Out Sen. Kyrsten Sinema, Democrat from Arizona, took to the Senate floor on Thursday to announce that she would not be supporting changing filibuster rules to pass voting rights legislation.
The filibuster is a procedure in the Senate used to extend debate or delay a vote on legislation. It can only end with two-thirds majority support. In voicing her opposition to changing the filibuster, Sinema weakened Democrats' hopes of passing legislation that will most likely see a Republican filibuster.
Sinema, the country's first out bisexual senator, said that while she supported the voting rights legislation and held concerns over voting restrictions passed by several Republican-led states, weakening the filibuster would only lead to more political division.

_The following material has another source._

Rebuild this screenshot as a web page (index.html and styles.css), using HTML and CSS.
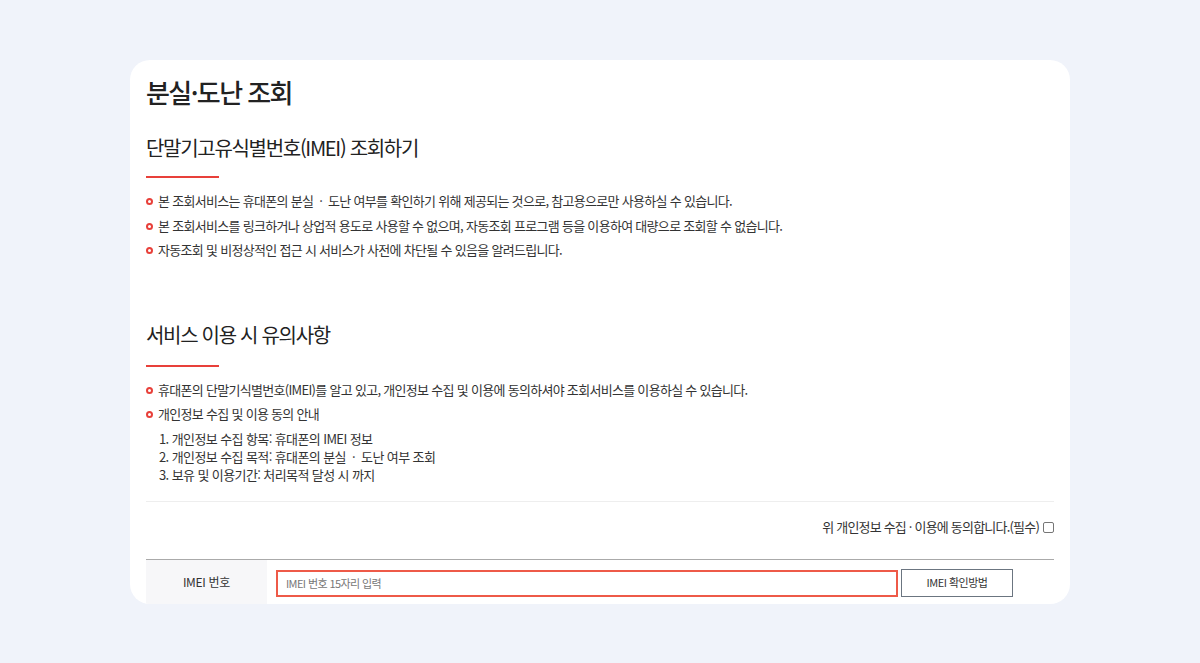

"These bills help treat the symptoms of the disease, but they do not fully address the disease itself," Sinema said. "And while I continue to support these bills, I will not support separate actions that worsen the underlying disease of division infecting our country."
"There's no need for me to restate my long-standing support for the 60-vote threshold to pass legislation," she said. "It is the view I continue to hold."
The Arizona senator said that changing the filibuster would lead to political swings when power switches political parties.
"American politics are cyclical and the granting of power in Washington, D.C., is exchanged regularly by the voters from one party to another," Sinema said. "What is the legislative filibuster other than a tool that requires new federal policy to be broadly supported by Senators representing a broader cross-section of Americans, a guardrail inevitably viewed as an obstacle by whoever holds the Senate majority, but which in reality ensures that millions of Americans represented by the minority party have a voice in the process."
Her speech came only about an hour before Present Joe Biden is scheduled to speak with Senate Democrats.
Sinema's floor speech is a setback for Biden. The president gave a speech earlier this week that called for a change in Senate rules if the rules are preventing important legislation from being passed.
Senate Democrats have urged Sinema to back the change to the filibuster, according to The New York Times. However, her declaration on Thursday seems to have doomed the bills.
Lawmakers in the House had passed a set of voting rights bills on Thursday. Democrats have said the bills are necessary to prevent Republican-led states from making voting more difficult come November. They've argued that these measures in these states specifically target voting by minority communities.
"There are people who don't want you to vote and they are using every tool in the toolbox to make it harder," Rep. Debbie Wasserman Schultz, Democrat of Florida, told the Times. "Voter suppression has not been consigned to the history books. It is here today, right now."
Just two Democrats sat in the Senate chamber during her comments. Several Republicans were present, including Senate Minority Leader Mitch McConnell, from Kentucky.
He told reporters that he was happy with Sinema's speech, NPR reports.
"She literally saved the Senate as an institution," McConnell said. "It was an act of conspicuous political courage."